If possession used to be nine-tenths of the law, it represents 10-tenths now. One cannot have too much possession. In hurling, there is no such thing as sterile domination.
“You cannot just belt the ball, because it will be easily dealt with by additional defenders,” Eamon O’Shea points out. “Improvements in strength and conditioning mean that today’s hurlers are more mobile and agile and therefore well able to play the running game. As for the extent to which hurling has changed, have a look at some of the key games over the decades and simply count catches, length of strikes and total possessions. A nice little exercise. It should confirm what we are seeing with our own eyes.”

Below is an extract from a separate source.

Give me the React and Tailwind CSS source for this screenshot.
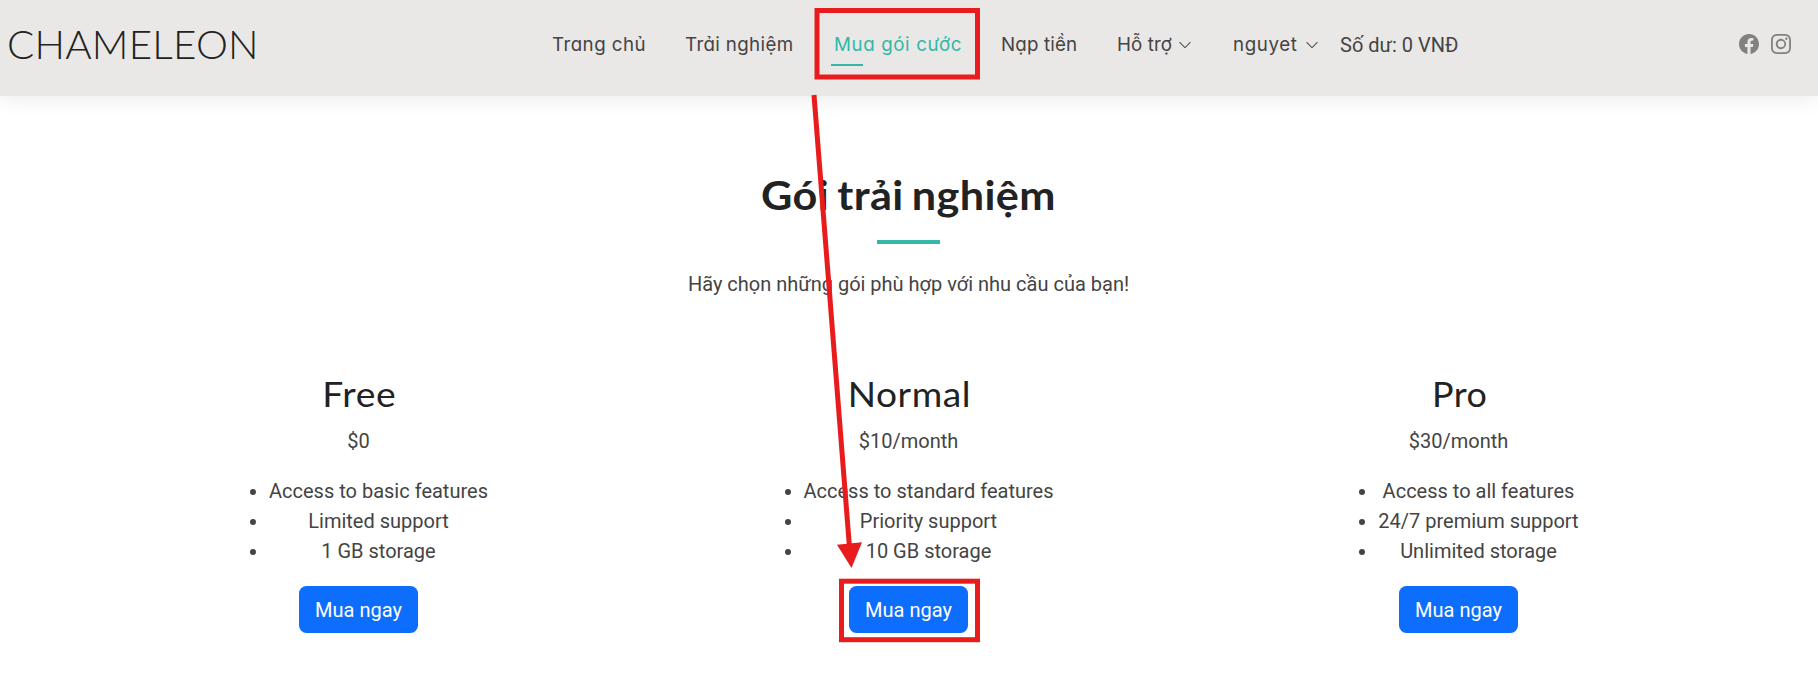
import { BsChevronDown, BsFacebook, BsInstagram } from "react-icons/bs";

const plans = [
  {
    name: "Free",
    price: "$0",
    features: ["Access to basic features", "Limited support", "1 GB storage"],
    stretch: "scale-x-[1.08]",
  },
  {
    name: "Normal",
    price: "$10/month",
    features: ["Access to standard features", "Priority support", "10 GB storage"],
    stretch: "scale-x-[1.075]",
  },
  {
    name: "Pro",
    price: "$30/month",
    features: ["Access to all features", "24/7 premium support", "Unlimited storage"],
    stretch: "scale-x-[1.04]",
  },
];

const links = [
  { label: "Trang chủ", box: "w-[133px]", spacing: "tracking-[0.45px]" },
  { label: "Trải nghiệm", box: "w-[149px]", spacing: "tracking-[0.35px]" },
  { label: "Mua gói cước", box: "w-[167px]", spacing: "tracking-[0.6px]", active: true },
  { label: "Nạp tiền", box: "w-[116px]", spacing: "tracking-[0.15px]" },
  { label: "Hỗ trợ", box: "w-[116px]", spacing: "tracking-[0.1px]", menu: "ml-[6px]" },
  { label: "nguyet", box: "w-[107px]", spacing: "tracking-[0.6px]", menu: "ml-[7px]" },
];

function NavLink({ label, box, spacing, active, menu }) {
  return (
    <a className={`relative flex shrink-0 items-center whitespace-nowrap ${box} ${active ? "text-[#34b7a7]" : ""}`}>
      <span className={spacing}>{label}</span>
      {menu && <BsChevronDown className={`size-[14px] ${menu}`} />}
      {active && <span className="absolute top-[33px] -left-[3px] h-[2px] w-8 bg-[#34b7a7]" />}
    </a>
  );
}

function Header() {
  return (
    <header className="flex h-24 items-start bg-[#e9e8e6] shadow-[0_0_22px_rgba(0,0,0,0.1)]">
      <div className="w-[552px] shrink-0 pt-[20px] pl-[7px]">
        <div className="origin-left scale-x-[1.022] font-['Lato',sans-serif] text-[39.5px] leading-[48px] font-light tracking-[0.2px] text-[#222222]">
          CHAMELEON
        </div>
      </div>
      <nav className="flex pt-[31px] font-['Inter',sans-serif] text-[18.75px] leading-[28px] [font-feature-settings:'cv11']">
        {links.map((link) => (
          <NavLink key={link.label} {...link} />
        ))}
      </nav>
      <span className="pt-[30px] text-[20px] leading-[30px] whitespace-nowrap">Số dư: 0 VNĐ</span>
      <div className="ml-auto flex gap-[12px] pt-[34px] pr-[27px] text-[#828180]">
        <BsFacebook className="size-5" />
        <BsInstagram className="size-5" />
      </div>
    </header>
  );
}

function Plan({ name, price, features, stretch }) {
  return (
    <div className="flex w-[550px] flex-col items-center">
      <h2 className={`-mt-px mb-[11px] pl-[2px] font-['Lato',sans-serif] text-[34.5px] leading-[42px] tracking-[0.5px] text-[#222222] ${stretch}`}>{name}</h2>
      <p className="mb-5">{price}</p>
      <ul className="mb-5 list-disc pl-10 text-center">
        {features.map((feature) => (
          <li key={feature}>{feature}</li>
        ))}
      </ul>
      <button className="h-[47px] w-[119px] rounded-[7.5px] bg-[#0d6efd] text-white">Mua ngay</button>
    </div>
  );
}

function Annotations() {
  return (
    <svg className="pointer-events-none absolute top-0 left-0" width="1818" height="697" fill="none">
      <rect x="817" y="10.5" width="160.5" height="66.5" stroke="#e81c1c" strokeWidth="5" />
      <rect x="841.5" y="581.2" width="136" height="58.5" stroke="#e81c1c" strokeWidth="5" />
      <path d="M814 95 849.3 545" stroke="#e81c1c" strokeWidth="5" />
      <path d="M837 544.7 862 542.3 851.5 568Z" fill="#e81c1c" />
    </svg>
  );
}

export default function App() {
  return (
    <div className="relative h-[697px] w-[1818px] overflow-hidden bg-white font-['Roboto',sans-serif] text-[20px] leading-[30px] text-[#444444]">
      <Header />
      <main className="w-[1817px]">
        <section className="flex flex-col items-center pt-[75px]">
          <h1 className="scale-x-[1.08] font-['Lato',sans-serif] text-[40px] leading-[48px] font-bold tracking-[0.35px] text-[#222222] [word-spacing:-2.5px]">Gói trải nghiệm</h1>
          <div className="mt-[21px] h-1 w-[63px] bg-[#34b7a7]" />
          <p className="mt-[25px]">Hãy chọn những gói phù hợp với nhu cầu của bạn!</p>
        </section>
        <section className="flex justify-center pt-[75px]">
          {plans.map((plan) => (
            <Plan key={plan.name} {...plan} />
          ))}
        </section>
      </main>
      <Annotations />
    </div>
  );
}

And so a game of long balls, straight lines and occasional diagonals has become a game of short balls, stick passes, whirls and whorls and curlicues. In the 40 years before 1979, the one new item of note was Wexford’s high fielding, an innovation incidentally detested by Ring. In the past 15 years, the sport has undergone headlong change. The Offaly team of the 1980s and ’90s were the last notable ground-hurling team and will remain frozen in time as such.
Hurling has evolved. It would be astonishing if it hadn’t. Whether it’s now too calculated, too bloodless, too high-scoring, too exhaustively coached — well, that is the reader’s call.